L’arrivée de la pianiste maternelle ne va pas rendre l’atmosphère plus riante et donnera même lieu à un affrontement de rancœurs recuites entre la mère et la fille, à l’initiative de cette dernière.

Il en est pour dire d’Ingmar Bergman qu’il serait austère et ennuyeux, on s’accordera ici le droit d’affirmer que c’est le plus souvent parce qu’ils ne le connaissent pas.

Car il y a une indiscutable forme d’exaltation dans le visionnage de ses films, et même une intensité à la hauteur de ce que peuvent offrir le giallo ou le thriller. Si elle est peut-être un peu plus cérébrale, elle n’en est pas moins visuelle et cinématographique, car dans ses meilleurs moments Bergman faisait coïncider à son plus haut niveau inventivité esthétique, écriture et direction d’acteurs.

Surtout, il faisait plonger le spectateur dans des abîmes de cruauté que peu de réalisateurs osent approcher.

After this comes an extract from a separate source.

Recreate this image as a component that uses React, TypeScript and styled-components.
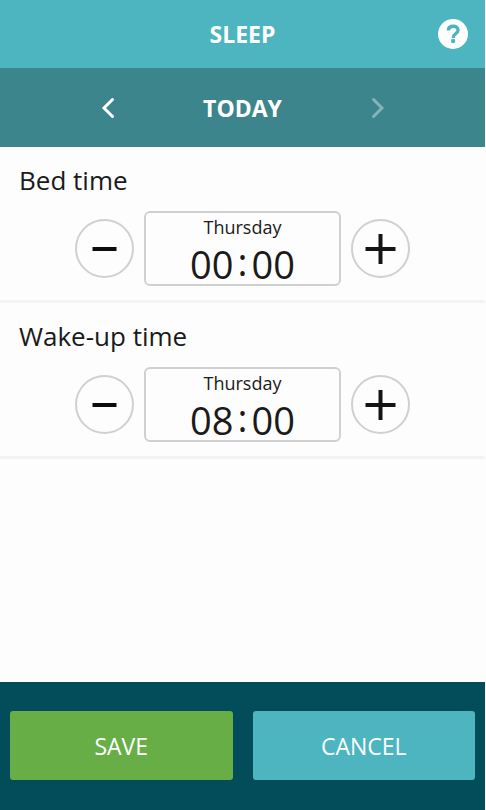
import React, { useState } from "react";
import styled, { createGlobalStyle } from "styled-components";

const GlobalStyle = createGlobalStyle`
  *, *::before, *::after { box-sizing: border-box; }
  body {
    margin: 0;
    background: #fdfdfd;
    color: #1a1a1a;
    font-family: "Segoe UI", "Open Sans", "Noto Sans", sans-serif;
  }
  button { font: inherit; color: inherit; cursor: pointer; }
  button:disabled { cursor: default; }
`;

const Page = styled.div`
  display: flex;
  flex-direction: column;
  min-height: 100vh;
  padding-right: 1px;
`;

const Header = styled.header`
  display: grid;
  grid-template-columns: 1fr auto 1fr;
  align-items: center;
  height: 68px;
  padding: 0 17px;
  background: #4cb5bf;
  color: #fff;
`;

const Title = styled.h1`
  grid-column: 2;
  margin: 0;
  font-size: 23px;
  line-height: 32px;
  font-weight: 700;
`;

const IconButton = styled.button`
  display: flex;
  padding: 0;
  border: 0;
  background: none;
  color: #fff;
  &:disabled { color: #86b3b8; }
`;

const HelpButton = styled(IconButton)`
  grid-column: 3;
  justify-self: end;
`;

const DayBar = styled.nav`
  display: grid;
  grid-template-columns: 1fr 256px 1fr;
  align-items: center;
  height: 79px;
  background: #3c858d;
  color: #fff;
`;

const PreviousDay = styled(IconButton)`
  justify-self: end;
`;

const Day = styled.h2`
  margin: 0;
  text-align: center;
  font-size: 23px;
  line-height: 32px;
  font-weight: 700;
`;

const Content = styled.main`
  flex: 1;
`;

const Section = styled.section`
  height: 156px;
  padding: 16px 19px 0;
  border-bottom: 3px solid #f3f3f3;
`;

const Label = styled.h3`
  margin: 0 0 14px;
  font-size: 26px;
  line-height: 34px;
  font-weight: 400;
`;

const Stepper = styled.div`
  display: flex;
  justify-content: center;
  align-items: center;
  gap: 10px;
`;

const StepButton = styled.button`
  display: flex;
  align-items: center;
  justify-content: center;
  width: 59px;
  height: 59px;
  padding: 0;
  border: 2px solid #d0d0d0;
  border-radius: 50%;
  background: none;
`;

const TimeBox = styled.button`
  display: flex;
  flex-direction: column;
  align-items: center;
  width: 197px;
  height: 75px;
  padding: 1px 0 0;
  border: 2px solid #d0d0d0;
  border-radius: 6px;
  background: none;
`;

const Weekday = styled.span`
  font-size: 18px;
  line-height: 26px;
`;

const Time = styled.span`
  display: grid;
  grid-template-columns: 1fr 18px 1fr;
  font-size: 38px;
  line-height: 48px;
`;

const Colon = styled.span`
  text-align: center;
  line-height: 42px;
`;

const Footer = styled.footer`
  display: grid;
  grid-template-columns: 1fr 1fr;
  gap: 20px;
  padding: 29px 10px 30px;
  background: #034c5a;
`;

const ActionButton = styled.button<{ $color: string }>`
  height: 69px;
  padding: 0;
  border: 0;
  border-radius: 3px;
  background: ${(p) => p.$color};
  && { color: #fff; }
  font-size: 23px;
  line-height: 32px;
`;

const HelpIcon = () => (
  <svg width="30" height="30" viewBox="0 0 30 30" aria-hidden="true">
    <circle cx="15" cy="15" r="15" fill="#fff" />
    <path
      d="M10.4 11.4C10.4 8.6 12.4 7.2 15.2 7.2S20 8.8 20 11.2C20 14.6 15.2 14.6 15.2 19"
      fill="none"
      stroke="#4cb5bf"
      strokeWidth="3.4"
    />
    <circle cx="15.1" cy="22" r="2.2" fill="#4cb5bf" />
  </svg>
);

const Chevron = ({ next = false }: { next?: boolean }) => (
  <svg width="14" height="22" viewBox="0 0 14 22" aria-hidden="true">
    <path
      d={next ? "M2.5 2.5L11 11L2.5 19.5" : "M11.5 2.5L3 11L11.5 19.5"}
      fill="none"
      stroke="currentColor"
      strokeWidth="3"
      strokeLinecap="round"
    />
  </svg>
);

const MinusIcon = () => (
  <svg width="31" height="31" viewBox="0 0 31 31" aria-hidden="true">
    <path d="M3.5 16H27.5" stroke="#0c0c0c" strokeWidth="4" />
  </svg>
);

const PlusIcon = () => (
  <svg width="31" height="31" viewBox="0 0 31 31" aria-hidden="true">
    <path d="M0.5 16H30.5M15.5 1V31" stroke="#141414" strokeWidth="4" />
  </svg>
);

const DAY = 24 * 60;
const STEP = 15;
const pad = (n: number) => String(n).padStart(2, "0");

function TimeSetting({ label, initial }: { label: string; initial: number }) {
  const [minutes, setMinutes] = useState(initial);
  const move = (delta: number) => setMinutes((m) => (m + delta + DAY) % DAY);
  return (
    <Section aria-label={label}>
      <Label>{label}</Label>
      <Stepper>
        <StepButton type="button" aria-label={`${label} earlier`} onClick={() => move(-STEP)}>
          <MinusIcon />
        </StepButton>
        <TimeBox type="button">
          <Weekday>Thursday</Weekday>
          <Time>
            <span>{pad(Math.floor(minutes / 60))}</span>
            <Colon>:</Colon>
            <span>{pad(minutes % 60)}</span>
          </Time>
        </TimeBox>
        <StepButton type="button" aria-label={`${label} later`} onClick={() => move(STEP)}>
          <PlusIcon />
        </StepButton>
      </Stepper>
    </Section>
  );
}

export default function App() {
  return (
    <>
      <GlobalStyle />
      <Page>
        <Header>
          <Title>SLEEP</Title>
          <HelpButton type="button" aria-label="Help">
            <HelpIcon />
          </HelpButton>
        </Header>
        <DayBar aria-label="Day">
          <PreviousDay type="button" aria-label="Previous day">
            <Chevron />
          </PreviousDay>
          <Day>TODAY</Day>
          <IconButton type="button" aria-label="Next day" disabled>
            <Chevron next />
          </IconButton>
        </DayBar>
        <Content>
          <TimeSetting label="Bed time" initial={0} />
          <TimeSetting label="Wake-up time" initial={480} />
        </Content>
        <Footer>
          <ActionButton type="button" $color="#68ae47">SAVE</ActionButton>
          <ActionButton type="button" $color="#4cb5bf">CANCEL</ActionButton>
        </Footer>
      </Page>
    </>
  );
}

En l’espèce, on a rarement aussi bien mis en scène l’incommunicabilité entre les êtres, et ce d’autant que ceux-ci sont par essence supposés unis par un lien indéfectible : une mère et sa fille. Pourtant, le film se réduit progressivement à un affrontement inévitable aussi violent qu’absurde : en effet, à quoi bon tomber si tard et si durement sur une mère aussi égocentrique ? La fille l’est-elle moins dans ce déballage qu’elle impose ? Et finalement, cette fille crispante et vaguement nunuche ne devient-elle pas rapidement plus insupportable que sa génitrice présentée comme autocentrée ? Cette dernière eut en effet au moins quelque chose à apporter au monde - et ce n’est pas du tout négligeable - son talent d’interprète.

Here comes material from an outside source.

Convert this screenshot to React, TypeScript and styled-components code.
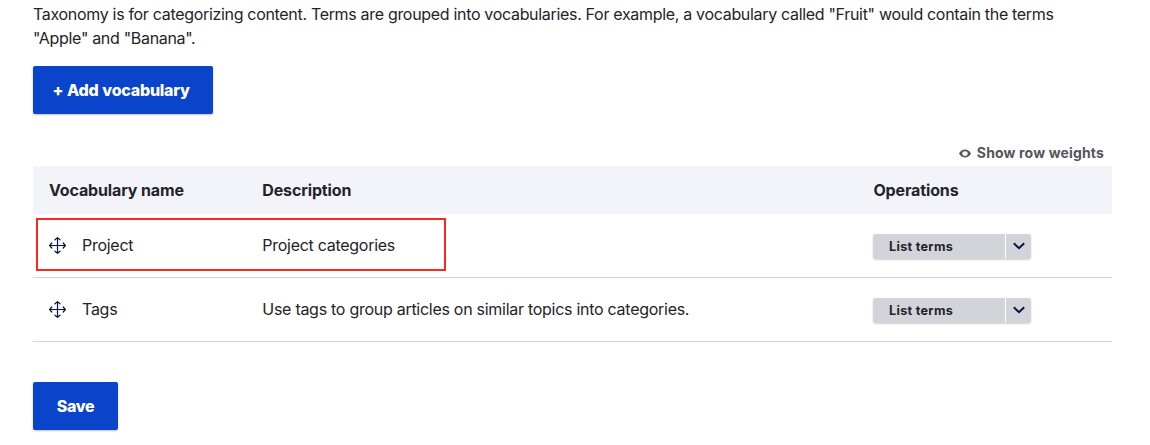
import React from 'react';
import styled, { createGlobalStyle } from 'styled-components';

const Global = createGlobalStyle`
  * { box-sizing: border-box; }
  html, body { margin: 0; background: #fff; overflow: hidden; }
  body { font-family: Inter, "Liberation Sans", sans-serif; font-size: 16px; line-height: 24px; color: #232429; }
`;
const Page = styled.main`
  width: 1150px;
  height: 445px;
  padding: 2px 38px 0 33px;
  overflow: hidden;
`;
const Help = styled.p`
  margin: 0 0 16px;
  letter-spacing: -0.317px;
`;
const PrimaryButton = styled.button<{ $width: number }>`
  width: ${(p) => p.$width}px;
  height: 48px;
  display: flex;
  align-items: center;
  justify-content: center;
  padding: 0;
  border: 0;
  border-radius: 2px;
  background: #0a44cb;
  box-shadow: 0 1px 2px rgba(0, 0, 0, 0.25);
  color: #fff;
  font: 800 16px/16px Inter, "Liberation Sans", sans-serif;
  letter-spacing: -0.3px;
`;
const AddButton = styled(PrimaryButton)`
  justify-content: flex-start;
  padding-left: 19.5px;
  letter-spacing: -0.25px;
  word-spacing: 0.6px;
`;
const WeightsBar = styled.div`
  display: flex;
  justify-content: flex-end;
  padding: 28px 8px 2px;
`;
const WeightsToggle = styled.button`
  display: flex;
  align-items: center;
  gap: 6px;
  padding: 0;
  border: 0;
  background: none;
  color: #55565b;
  font: 700 14px/22px Inter, "Liberation Sans", sans-serif;
  letter-spacing: 0.15px;
`;
const Table = styled.div`
  margin-bottom: 40px;
`;
const Row = styled.div`
  display: grid;
  grid-template-columns: 213.3px 610.7px 1fr;
  align-items: center;
  height: 64px;
  padding-left: 16px;
  border-bottom: 1px solid #d3d4d9;
  letter-spacing: -0.275px;
`;
const HeadRow = styled(Row)`
  grid-template-columns: 213.3px 611.1px 1fr;
  height: 48px;
  border: 0;
  background: #f3f4f9;
  font-weight: 700;
  letter-spacing: -0.14px;
`;
const Name = styled.div`
  display: flex;
  align-items: center;
  gap: 16px;
`;
const Text = styled.span`
  padding-bottom: 2px;
`;
const SplitButton = styled.div`
  display: flex;
  gap: 1px;
  width: 158px;
  height: 25px;
  margin-top: 2px;
  border-radius: 2px;
  box-shadow: 0 1px 2px rgba(0, 0, 0, 0.18);
`;
const MainAction = styled.button`
  width: 132px;
  padding: 0 0 0 16px;
  border: 0;
  border-radius: 2px 0 0 2px;
  background: #d3d4d9;
  color: #232429;
  text-align: left;
  font: 700 12.64px/25px Inter, "Liberation Sans", sans-serif;
  letter-spacing: 0.3px;
`;
const Toggle = styled.button`
  display: flex;
  align-items: center;
  flex: 1;
  padding: 0 0 0 6.2px;
  border: 0;
  border-radius: 0 2px 2px 0;
  background: #d3d4d9;
`;
const Highlight = styled.div`
  position: absolute;
  left: 36px;
  top: 218px;
  width: 410px;
  height: 53px;
  border: 2px solid #fb2a20;
`;

const MoveIcon = () => (
  <svg width="17" height="17" viewBox="0 0 17 17" fill="none" stroke="#071437" strokeWidth="1.2" strokeLinecap="round" strokeLinejoin="round" aria-hidden="true">
    <path d="M8.5 .7V16.3M.7 8.5H16.3M6 2.8L8.5 .6L11 2.8M6 14.2L8.5 16.4L11 14.2M2.8 6L.6 8.5L2.8 11M14.2 6L16.4 8.5L14.2 11" />
  </svg>
);
const EyeIcon = () => (
  <svg width="12" height="9" viewBox="0 0 12 9" fill="#55565b" fillRule="evenodd" aria-hidden="true">
    <path d="M0 4.5C1.5 1.6 3.5.5 6 .5S10.5 1.6 12 4.5C10.5 7.4 8.5 8.5 6 8.5S1.5 7.4 0 4.5ZM6 2.2A2.7 2.3 0 0 0 6 6.8A2.7 2.3 0 0 0 6 2.2Z" />
  </svg>
);
const Chevron = () => (
  <svg width="14" height="9" viewBox="0 0 14 9" fill="none" stroke="#071437" strokeWidth="1.9" aria-hidden="true">
    <path d="M1.8 1.3l5.2 5 5.2-5" />
  </svg>
);

const vocabularies = [
  { name: 'Project', description: 'Project categories' },
  { name: 'Tags', description: 'Use tags to group articles on similar topics into categories.' },
];

export default function App() {
  return (
    <Page>
      <Global />
      <Help>
        Taxonomy is for categorizing content. Terms are grouped into vocabularies. For example, a vocabulary called "Fruit" would contain the terms<br />
        "Apple" and "Banana".
      </Help>
      <AddButton $width={180}>+ Add vocabulary</AddButton>
      <WeightsBar>
        <WeightsToggle><EyeIcon />Show row weights</WeightsToggle>
      </WeightsBar>
      <Table>
        <HeadRow><span>Vocabulary name</span><span>Description</span><span>Operations</span></HeadRow>
        {vocabularies.map((v) => (
          <Row key={v.name}>
            <Name><MoveIcon /><Text>{v.name}</Text></Name>
            <Text>{v.description}</Text>
            <SplitButton>
              <MainAction>List terms</MainAction>
              <Toggle aria-label="List additional actions"><Chevron /></Toggle>
            </SplitButton>
          </Row>
        ))}
      </Table>
      <PrimaryButton $width={85}>Save</PrimaryButton>
      <Highlight />
    </Page>
  );
}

Et quand la logique de l’histoire voudrait que l’on plaignit celle qui fut une enfant malheureuse, on se prend plutôt d’empathie pour la diva. C’est d’autant plus cohérent qu’Ingrid Bergman, dont ce fut le dernier rôle avant que la maladie ne la fasse renoncer au 7ème Art, est impériale dans cette ultime apparition a l’écran.

On sait que les deux Bergman ne s’entendirent guère sur le tournage, que ce soit sur la méthode comme sur le scénario, mais ces antagonismes ont produit là des brasiers créatifs.

Il est vrai que pour Ingrid, nombreuses semblent les références à sa propre vie dans le film. Mais finalement, Ingmar ne parle-t’il pas plutôt ici de lui-même, artiste obsessionnel et plutôt avare d’attention à ses proches, femmes comme enfants ? Nul procès donc fait à la femme : tous coupables, à commencer par celui qui écrit et filme l’histoire. Et quel film, et quelle histoire.